Though the 24 Territorial Training and Reincorporation Spaces (ETCRs) no longer exist as legal entities, and some have relocated, former guerrillas continue to be permitted to live there. Eleven may become permanent, ARN director Andrés Stapper said in August 2019. Most are on rented land. Presidential Stabilization and Consolidation Advisor Emilio Archila said in January 2020 that each former ETCR continues to be guarded by a 100-person Army battalion. In total, Archila said in February 2020, the sites are protected by “the action of 2,500 members of the Army and 1,240 police.”

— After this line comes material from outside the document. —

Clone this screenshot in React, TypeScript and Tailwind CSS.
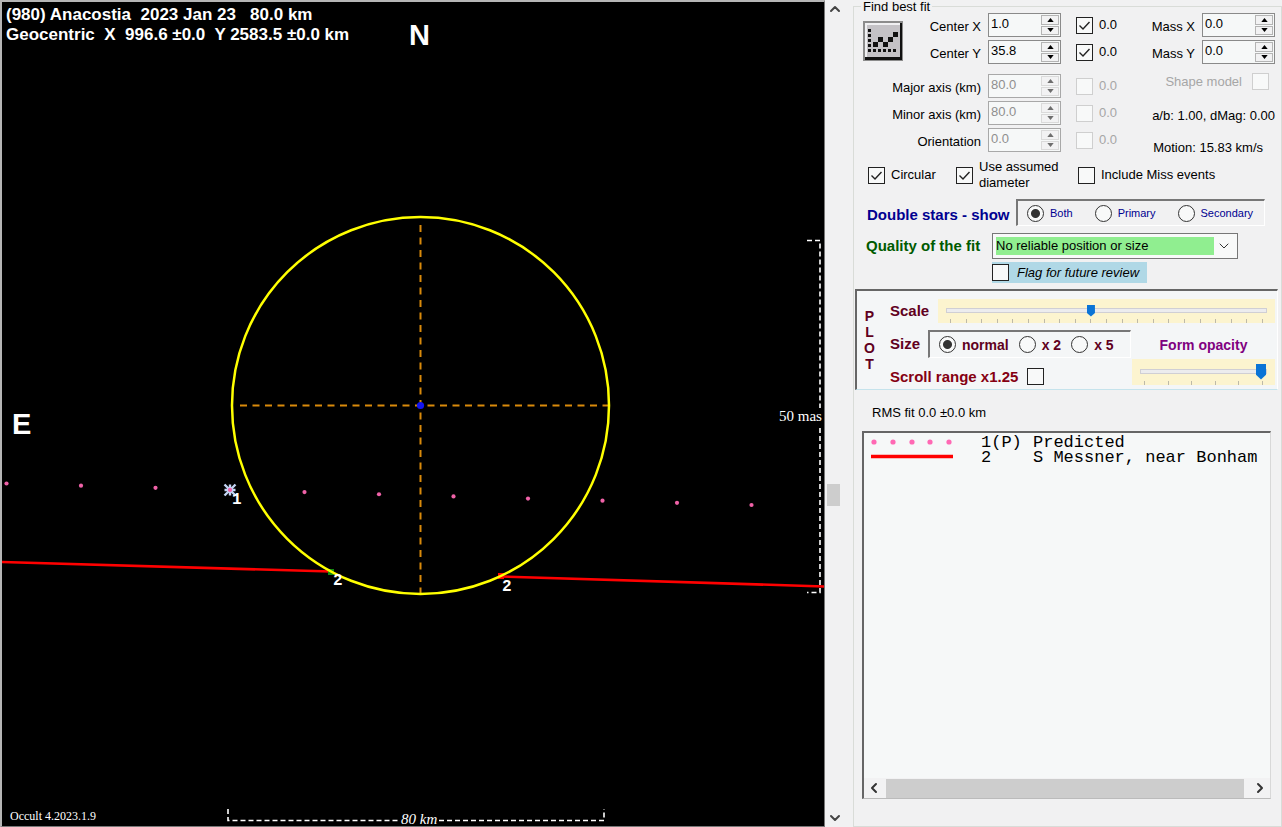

On February 26, 2020, Stabilization and Consolidation Advisor Emilio Archila said that 2,757 ex-combatants remain in the 24 former ETCRs. Another 1,200 people who were not combatants live in the former ETCRs; 900 are children. As of February 2020, the Presidency’s High Counselor for Stabilization and Consolidation reported 8,943 ex-combatants living outside the former ETCRs, dispersed across 522 municipalities.
At the end of 2019, 9,720 ex-FARC members had cases before the Special Jurisdiction for Peace (JEP), the post-conflict transitional justice system. This is out of a total of 12,235 defendants at that time. Ex-guerrillas are especially on the hook for the JEP’s Macro-Case 001, regarding kidnappings, and Macro-Case 007, regarding child recruitment, as well as cases covering geographic regions most battered by the conflict.
Protection of ex-combatants remains a big challenge. As of February 24, 2020, 186 demobilized FARC members had been killed. Of 185 killed as of early February 2020, a disproportionate share—79—were ex-guerrillas who had been released from prison, according to the FARC’s records. 16 were former guerrillas who had held some position of leadership in the group. The Prosecutor General’s Office’s Special Investigative Unit attributed responsibility in 93 cases: 36 to FARC dissident groups, 12 to the ELN, 9 to the Gulf Clan, 10 to small criminal groups, 6 to the EPL, and 13 to “individuals.” Other actors, among them security forces, have 1 alleged case each. As of December 31, 2019, 41 relatives of ex-combatants had also been killed.